At the university's book signing, Tammy Malone bought two copies of Watching the World Change -- one for each of her daughters, Caitlyn, 6, and Carly, 3, "for when they grow up, for history's sake." (Five mothers at various signings have done the same, asking me to inscribe the book to their children so that in years to come they can share the narrative and lessons of September 11.) Chuck Booker, who had served 21 years as a bandmaster in the U.S. Army, bought a copy to send off to his son Erik, 34, of the First Infantry -- now in Kuwait, about to begin his second tour in Iraq.

Later in the day, during a slide show of images from the book, I looked out into the audience to see a woman wiping away tears. Another woman approached me, visibly upset, and opened the book to a news photo of a single man plummetting head-first to his death. "Why did you have to put this in there?" she asked, almost shaking.
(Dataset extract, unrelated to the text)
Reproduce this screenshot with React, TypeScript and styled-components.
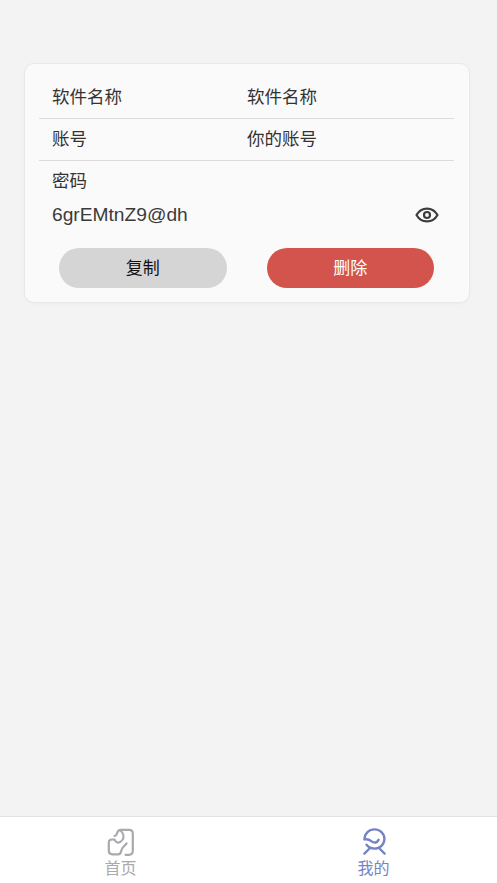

I could only explain that very few pictures of that day showed death up close and that this image forced us to confront that raw reality so that, five years on, we would remember the brutality and wouldn't allow ourselves to forget or become complacent. (The image, taken by Richard Drew of the Associated Press, is described at length in the book, on pages 135-141.)

Bookstore director Rodney Wallace walked over and opened a photo album emblazoned with a brown-and-green cover showing mallards in marshes. Inside, amid pictures of his children, he kept a snapshot taken from the top of the Empire State Building in 1993. On his first-ever trip to New York, he had been photographing at the very moment the World Trade Center was first attacked by al-Qaeda operatives. "I was scared," he recalled. "You didn't know what was happening. The fire and smoke started spreading." Eight years later, on 9/11, he explained, he had just received a shot for a migraine headache that morning, when he saw the televised sequence of the second plane's assault. "My wife said, 'This is the start of World War III' and I got this thing of despair. I felt sick. I started throwing up." By now he had closed his photo album. I nodded in response, commiserated, and understood how the events of September 11 still had the power to shake people all across the nation.

In the evening, another man, who will remain anonymous, shared a different view. "There are a lot of 'Good Ol' Boys' out here, with their camouflage ballcaps," he confided. "A lot of 'em. I know them. They don't think about nine-eleven. It didn't effect them. It didn't happen here. They don't ever think about New York." What about the bombings in Oklahoma City?, I asked, realizing the city's proximity to Fort Smith. "A lot of them agreed with [the bombers]. They thought government had it coming." What about the children in the day-care centers who died? "They had it coming to 'em, that's what they think. They have their [shotguns] -- it's only recently we had to take them down from the gun racks [on our trucks and vans]. They have their land. And that's it. You come after them, they'll use 'em."

Despite this chilly nightcap, the outpouring of warmth I had felt throughout this crisp September day was quite moving, heartening, sincere. I realized: I might have been given the key to the city, but there was a lot of Fort Smith that would remain safely locked away.